For what it's worth, Windows Vista/7/2008R2 all come with Interix (as "Services for Unix") NFS support. So that's also an alternative.
- Take a server that is off, and boot it remotely (via ethernet magic packet)
That you want to "wake" it does not imply that the server has to be shut off. It can be in low power mode, for example - Apple's "bonjour" (which is also available for Linux) has a way to "wake" services from low-power states.
- Have that server mount its drives in a union fashion, merging the nearly-identical directory structure across all the drives.
Why? Sharing a single directory under which all the drives are mounted would also give access to all the drives under a single mount point - no need for union unless you really need to merge directories and for some reason cannot do the equivalent with symlinks ("junctions" in MS jargon).
Unions are much harder, as you will need to decide what to do when inevitably the same file exists on two drives (even inconspicuous files like "desktop.ini" created by people browsing the file systems).
Even copying the files to a common (and preferably RAIDed) area is generally safer - that way, you also don't kill the whole share if one drive is bad, and can reject a drive that comes in faulty.
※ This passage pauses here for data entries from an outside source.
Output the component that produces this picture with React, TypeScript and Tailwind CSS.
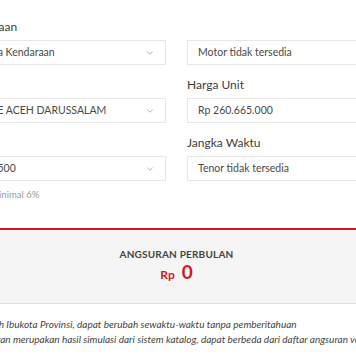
import React from 'react';
import { ChevronDown } from 'lucide-react';

const font = { fontFamily: 'Lato, "Open Sans", sans-serif' };

interface FieldProps {
  label?: string;
  value: string;
  select?: boolean;
  shift?: string;
}

const Field: React.FC<FieldProps> = ({ label, value, select, shift }) => (
  <div className="flex flex-col">
    <div className="h-4 mb-[5px] text-[12px] leading-4 text-[#3d3d3d] whitespace-nowrap">{label}</div>
    <div className="h-[25px] flex items-center justify-between border border-[#e6e6e6] bg-white pl-[10px] pr-[10px] overflow-hidden">
      <span className={`text-[10.5px] text-[#4a4a4a] whitespace-nowrap ${shift ?? ''}`}>{value}</span>
      {select && <ChevronDown className="h-[10px] w-[10px] shrink-0 text-[#888]" strokeWidth={1.5} />}
    </div>
  </div>
);

export default function App() {
  return (
    <div className="w-[356px] h-[364px] overflow-hidden bg-white" style={font}>
      <div className="ml-[-39px] w-[431px] pt-[19px] flex flex-col">
        <div className="grid grid-cols-[205px_205px] gap-x-[21px] gap-y-[12px]">
          <Field label="Kendaraan" value="Semua Kendaraan" select />
          <Field label="" value="Motor tidak tersedia" />
          <Field label="Lokasi" value="NANGGROE ACEH DARUSSALAM" select shift="-ml-[28px]" />
          <Field label="Harga Unit" value="Rp 260.665.000" />
          <Field label="DP" value="Rp 15.640.500" select shift="-ml-[25px]" />
          <Field label="Jangka Waktu" value="Tenor tidak tersedia" />
        </div>
        <div className="mt-2 h-3 text-[9.5px] leading-3 text-[#9a9a9a] whitespace-nowrap">
          <span className="-ml-[19px]">Uang muka minimal 6%</span>
        </div>

        <div className="mt-[27px] border-t-2 border-[#d0191f] border-b border-b-[#dedede] bg-[#f5f5f5] h-[76px] flex flex-col items-center pt-[17px]">
          <div className="text-[10px] leading-[14px] font-bold text-[#444] tracking-[0.2px]">ANGSURAN PERBULAN</div>
          <div className="mt-[1px] flex items-baseline gap-[7px] text-[#d0191f] font-bold leading-[20px]">
            <span className="text-[12px]">Rp</span>
            <span className="text-[19px]">0</span>
          </div>
        </div>

        <div className="mt-[13px] flex flex-col text-[10px] leading-[15px] italic text-[#444] whitespace-nowrap">
          <span className="-ml-[116px]">*Harga merupakan harga OTR wilayah Ibukota Provinsi, dapat berubah sewaktu-waktu tanpa pemberitahuan</span>
          <span className="-ml-[29px]">*Simulasi angsuran merupakan hasil simulasi dari sistem katalog, dapat berbeda dari daftar angsuran versi dealer</span>
        </div>
      </div>
    </div>
  );
}
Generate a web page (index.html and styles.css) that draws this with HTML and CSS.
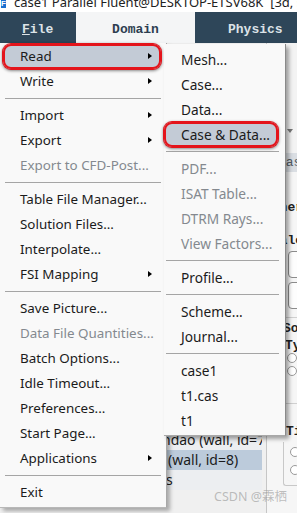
FILE: index.html
```html
<!DOCTYPE html>
<html lang="en">
<head>
    <meta charset="UTF-8">
    <title>Fluent File Menu</title>
    <link rel="stylesheet" href="styles.css">
</head>

<body>
<div class="titlebar">
    <span class="app-icon">F</span>
    <span class="title">case1 Parallel Fluent@DESKTOP-ETSV68K  [3d, sd, pbns, lam]</span>
</div>

<div class="ribbon">
    <div class="tab tab-file"><u>F</u>ile</div>
    <div class="tab tab-active">Domain</div>
    <div class="tab tab-physics">Physics</div>
</div>

<div class="workspace">
    <div class="tree">
        <ul class="zones">
            <li class="zone">ndao (wall, id=7)</li>
            <li class="zone zone-sel">(wall, id=8)</li>
            <li class="zone">s</li>
        </ul>
    </div>
    <div class="panel">
        <div class="rib"><span class="drop"></span></div>
        <div class="bar">Task Page</div>
        <div class="heading">General</div>
        <div class="label">Scale:</div>
        <div class="btnbox"></div>
        <div class="btnbox"></div>
        <div class="rule"></div>
        <div class="caption">Solver</div>
        <div class="type">Type</div>
        <div class="radio"></div>
        <div class="radio"></div>
        <div class="rule rule-low"></div>
        <div class="type type-time">Time</div>
        <div class="group">
            <div class="radio"></div>
            <div class="radio"></div>
        </div>
    </div>
</div>

<!-- File 菜单 -->
<div class="menu menu-file">
    <div class="item sub hl">Read</div>
    <div class="item sub">Write</div>
    <div class="sep"></div>
    <div class="item sub">Import</div>
    <div class="item sub">Export</div>
    <div class="item off">Export to CFD-Post...</div>
    <div class="sep"></div>
    <div class="item">Table File Manager...</div>
    <div class="item">Solution Files...</div>
    <div class="item">Interpolate...</div>
    <div class="item sub">FSI Mapping</div>
    <div class="sep"></div>
    <div class="item">Save Picture...</div>
    <div class="item off">Data File Quantities...</div>
    <div class="item">Batch Options...</div>
    <div class="item">Idle Timeout...</div>
    <div class="item">Preferences...</div>
    <div class="item">Start Page...</div>
    <div class="item sub">Applications</div>
    <div class="sep"></div>
    <div class="item">Exit</div>
</div>

<!-- Read 子菜单 -->
<div class="menu menu-read">
    <div class="item">Mesh...</div>
    <div class="item">Case...</div>
    <div class="item">Data...</div>
    <div class="item hl">Case &amp; Data...</div>
    <div class="sep"></div>
    <div class="item off">PDF...</div>
    <div class="item off">ISAT Table...</div>
    <div class="item off">DTRM Rays...</div>
    <div class="item off">View Factors...</div>
    <div class="sep"></div>
    <div class="item">Profile...</div>
    <div class="sep"></div>
    <div class="item">Scheme...</div>
    <div class="item">Journal...</div>
    <div class="sep"></div>
    <div class="item">case1</div>
    <div class="item">t1.cas</div>
    <div class="item">t1</div>
</div>

<div class="watermark">CSDN @霖栖</div>
</body>
</html>
```

FILE: styles.css
```css
* {
    margin: 0;
    padding: 0;
    box-sizing: border-box;
}

body {
    position: relative;
    width: 297px;
    height: 513px;
    overflow: hidden;
    background-color: #f0f0f0;
    font-family: "Noto Sans", "Noto Sans CJK SC", sans-serif;
    color: #1b1b1b;
}

/* 标题栏 */
.titlebar {
    display: flex;
    height: 12px;
    overflow: hidden;
    background-color: #fff;
}

.app-icon {
    width: 8px;
    height: 8px;
    margin-left: 1px;
    background-color: #1a6fd0;
    color: #fff;
    font: bold 8px/8px "Liberation Sans", sans-serif;
    text-align: center;
}

.title {
    margin: -4px 0 0 8px;
    font-size: 13px;
    line-height: 13px;
    white-space: pre;
    color: #222;
}

/* ribbon 选项卡 */
.ribbon {
    display: flex;
    height: 31px;
    background-color: #2e4659;
}

.tab {
    display: flex;
    align-items: center;
    padding-top: 3px;
    font: bold 13px "Liberation Mono", monospace;
    color: #dce2e7;
}

.tab-file {
    width: 76px;
    padding-left: 22px;
}

.tab-active {
    width: 119px;
    justify-content: center;
    background-color: #f4f5f6;
    color: #2d3e50;
}

.tab-physics {
    flex: 1;
    padding-left: 33px;
}

/* 背景工作区 */
.workspace {
    display: flex;
    height: 470px;
}

.tree {
    display: flex;
    flex-direction: column;
    width: 266px;
}

.zones {
    list-style: none;
    width: 262px;
    margin-top: auto;
    margin-bottom: 23px;
    background-color: #eceef1;
}

.zone {
    height: 20px;
    padding-left: 162px;
    font-size: 14px;
    line-height: 20px;
    white-space: nowrap;
    overflow: hidden;
}

.zone-sel {
    padding-left: 168px;
    background-color: #bccbdb;
}

.zone:last-child {
    padding-left: 166px;
}

.panel {
    width: 31px;
    border-left: 1px solid #c6c6c6;
    background-color: #f6f6f6;
    overflow: hidden;
    font: 13px/15px "Liberation Mono", monospace;
    color: #222;
    white-space: nowrap;
}

.rib {
    height: 110px;
    padding: 86px 0 0 20px;
    background-color: #f3f3f3;
}

.drop {
    display: block;
    width: 0;
    height: 0;
    border-top: 4px solid #777;
    border-left: 3px solid transparent;
    border-right: 3px solid transparent;
}

.bar {
    height: 19px;
    padding-left: 11px;
    line-height: 19px;
    background-color: #dadee3;
    color: #505a64;
}

.heading {
    margin: 28px 0 0 -3px;
    font-weight: bold;
}

.label {
    margin: 18px 0 0 -3px;
    font-weight: bold;
}

.btnbox {
    width: 30px;
    height: 27px;
    margin: 3px 0 0 21px;
    border: 1px solid #8c8c8c;
    border-radius: 4px;
    background-color: #fdfdfd;
}

.btnbox + .btnbox {
    margin-top: 4px;
}

.rule {
    height: 1px;
    margin-top: 8px;
    background-color: #d0d0d0;
}

.rule-low {
    margin-top: 27px;
}

.caption {
    margin: 3px 0 0 16px;
    font-weight: bold;
}

.type {
    margin: 2px 0 0 18px;
    font-weight: bold;
}

.type-time {
    margin: 20px 0 0 19px;
}

.radio {
    width: 10px;
    height: 10px;
    margin-left: 20px;
    border: 1px solid #999;
    border-radius: 50%;
    background-color: #fff;
}

.radio + .radio {
    margin-top: 3px;
}

.group {
    height: 44px;
    margin: 3px 0 0 16px;
    padding-top: 5px;
    border-left: 1px solid #c8c8c8;
    border-bottom: 1px solid #c8c8c8;
    border-bottom-left-radius: 3px;
}

.group .radio {
    margin-left: 6px;
}

.group .radio + .radio {
    margin-top: 8px;
}

/* 菜单 */
.menu {
    position: absolute;
    padding: 2px 0;
    background-color: #f9f9f9;
    font-size: 13.4px;
}

.menu-file {
    left: 0;
    top: 43px;
    width: 167px;
    padding-top: 1px;
    border-right: 1px solid #a8a8a8;
    border-bottom: 1px solid #b8b8b8;
    box-shadow: 3px 3px 4px rgba(0, 0, 0, .3);
}

.menu-read {
    left: 164px;
    top: 44px;
    width: 122px;
    padding-top: 3px;
    border-right: 1px solid #8a8a8a;
    border-bottom: 1px solid #a8a8a8;
    box-shadow: 3px 3px 4px rgba(0, 0, 0, .35);
}

.item {
    position: relative;
    height: 25px;
    padding-left: 20px;
    line-height: 25px;
    white-space: nowrap;
}

.menu-read .item {
    padding-left: 17px;
    font-size: 13.7px;
}

.off {
    color: #84898f;
}

.sub::after {
    content: "";
    position: absolute;
    right: 14px;
    top: 9px;
    border-left: 4px solid #000;
    border-top: 3.5px solid transparent;
    border-bottom: 3.5px solid transparent;
}

.sep {
    height: 1px;
    margin: 4px 5px 4px 5px;
    background-color: #a5a5a5;
}

.menu-read .sep {
    margin: 4px 6px 4px 2px;
}

.menu .hl {
    margin: 0 5px 0 3px;
    padding-left: 17px;
    border-radius: 8px;
    background-color: #c3cbd6;
    box-shadow: inset 0 0 0 2px #e4141b, 0 0 0 1px #e4141b, 0 1px 3px 1px rgba(0, 0, 0, .45);
}

.menu-file .hl::after {
    right: 9px;
}

.menu-read .hl {
    margin: 0 7px 0 0;
    padding-left: 17px;
}

.watermark {
    position: absolute;
    left: 214px;
    top: 486px;
    font: 12.5px "Noto Sans", "Noto Sans CJK SC", sans-serif;
    color: rgba(150, 150, 150, .6);
}
```
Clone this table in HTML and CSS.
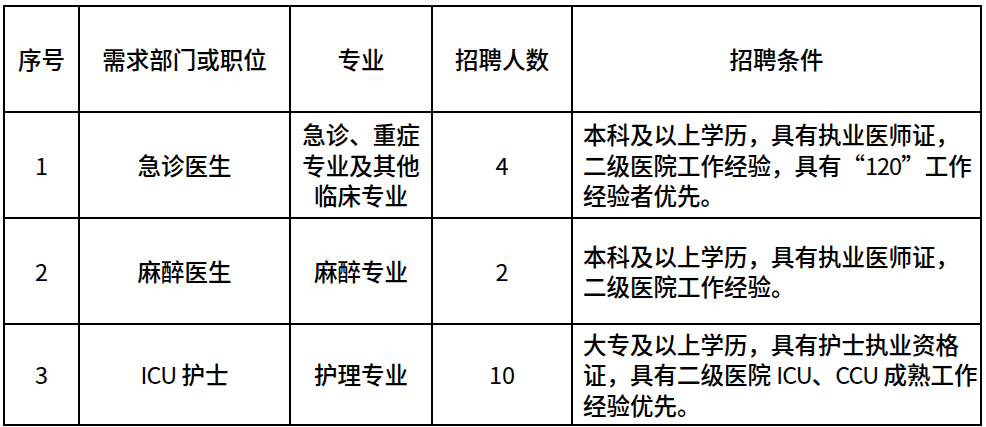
FILE: index.html
```html
<!DOCTYPE html>
<html lang="zh-CN">
<head>
<meta charset="utf-8">
<title>招聘岗位</title>
<link rel="stylesheet" href="styles.css">
</head>
<body>
<table class="recruit">
  <tr class="row head">
    <td class="c1">序号</td>
    <td class="c2">需求部门或职位</td>
    <td class="c3">专业</td>
    <td class="c4">招聘人数</td>
    <td class="c5 center">招聘条件</td>
  </tr>
  <tr class="row">
    <td class="c1 num">1</td>
    <td class="c2">急诊医生</td>
    <td class="c3">急诊、重症<br>专业及其他<br>临床专业</td>
    <td class="c4 num">4</td>
    <td class="c5">本科及以上学历，具有执业医师证，<br>二级医院工作经验，具有“<span class="lat">120</span>”工作<br>经验者优先。</td>
  </tr>
  <tr class="row">
    <td class="c1 num">2</td>
    <td class="c2">麻醉医生</td>
    <td class="c3">麻醉专业</td>
    <td class="c4 num">2</td>
    <td class="c5">本科及以上学历，具有执业医师证，<br>二级医院工作经验。</td>
  </tr>
  <tr class="row last">
    <td class="c1 num">3</td>
    <td class="c2"><span class="lat">ICU</span> 护士</td>
    <td class="c3">护理专业</td>
    <td class="c4 num">10</td>
    <td class="c5">大专及以上学历，具有护士执业资格<br>证，具有二级医院 <span class="lat">ICU</span>、<span class="lat">CCU</span> 成熟工作<br>经验优先。</td>
  </tr>
</table>
</body>
</html>
```
FILE: styles.css
```css
html, body {
  margin: 0;
  padding: 0;
  background: #fff;
}
body {
  padding: 5px 0 0 3px;
  font-family: "Noto Sans CJK SC", "Noto Sans", sans-serif;
  font-weight: 500;
  font-size: 23.5px;
  line-height: 30.5px;
  color: #000;
}
.recruit {
  border-collapse: separate;
  border-spacing: 0;
  table-layout: fixed;
  border-top: 2px solid #000;
  border-left: 2px solid #000;
}
.recruit td {
  box-sizing: border-box;
  border-right: 2px solid #000;
  border-bottom: 2px solid #000;
  height: 106px;
  padding: 0;
  text-align: center;
  vertical-align: middle;
  white-space: nowrap;
}
.recruit .last td {
  height: 101px;
}
.recruit .num {
  font-weight: 400;
}
.lat {
  font-weight: 400;
  letter-spacing: -1px;
}
.c1 { width: 75px; }
.c2 { width: 211px; }
.c3 { width: 142px; }
.c4 { width: 140px; }
.recruit .c5 {
  width: 409px;
  text-align: left;
  padding-left: 10px;
}
.recruit .c5.center {
  text-align: center;
  padding-left: 0;
}
```
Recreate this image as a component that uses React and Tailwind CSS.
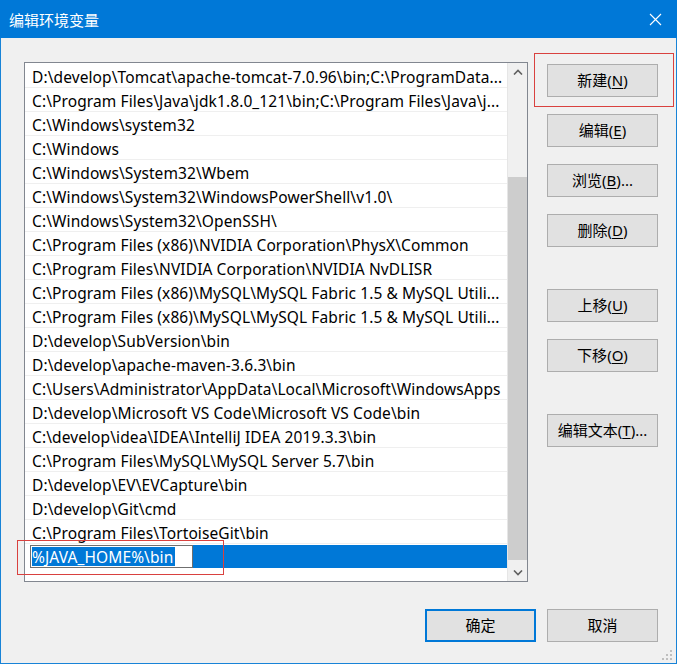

But you seem to have made the choices beforehand, so I'm not sure why I answer.
- Do all this in under 30 seconds
You really should have designed the system with the 30 seconds as a deadline then.
If I were to do this, I would first try to get rid of the sneakernet requirement. 4G modems sending the data, for example. But if sneakernetting drives is impossible to get around, I'd choose a continuously running system with hotplug bays and automount rules.
Unless the data has to be there 30 seconds from when the drive arrives (this is not clear - from the above it appears that only the client access to the system has that limit), I'd also copy the data to a RAID before letting users access it.
Sure, Linux would do, but there's no particular flavour I'd recommend. ScientificLinux is a good one, but *shrug*.
If you need support, Red Hat, but then you also should buy a system for which RHEL is certified.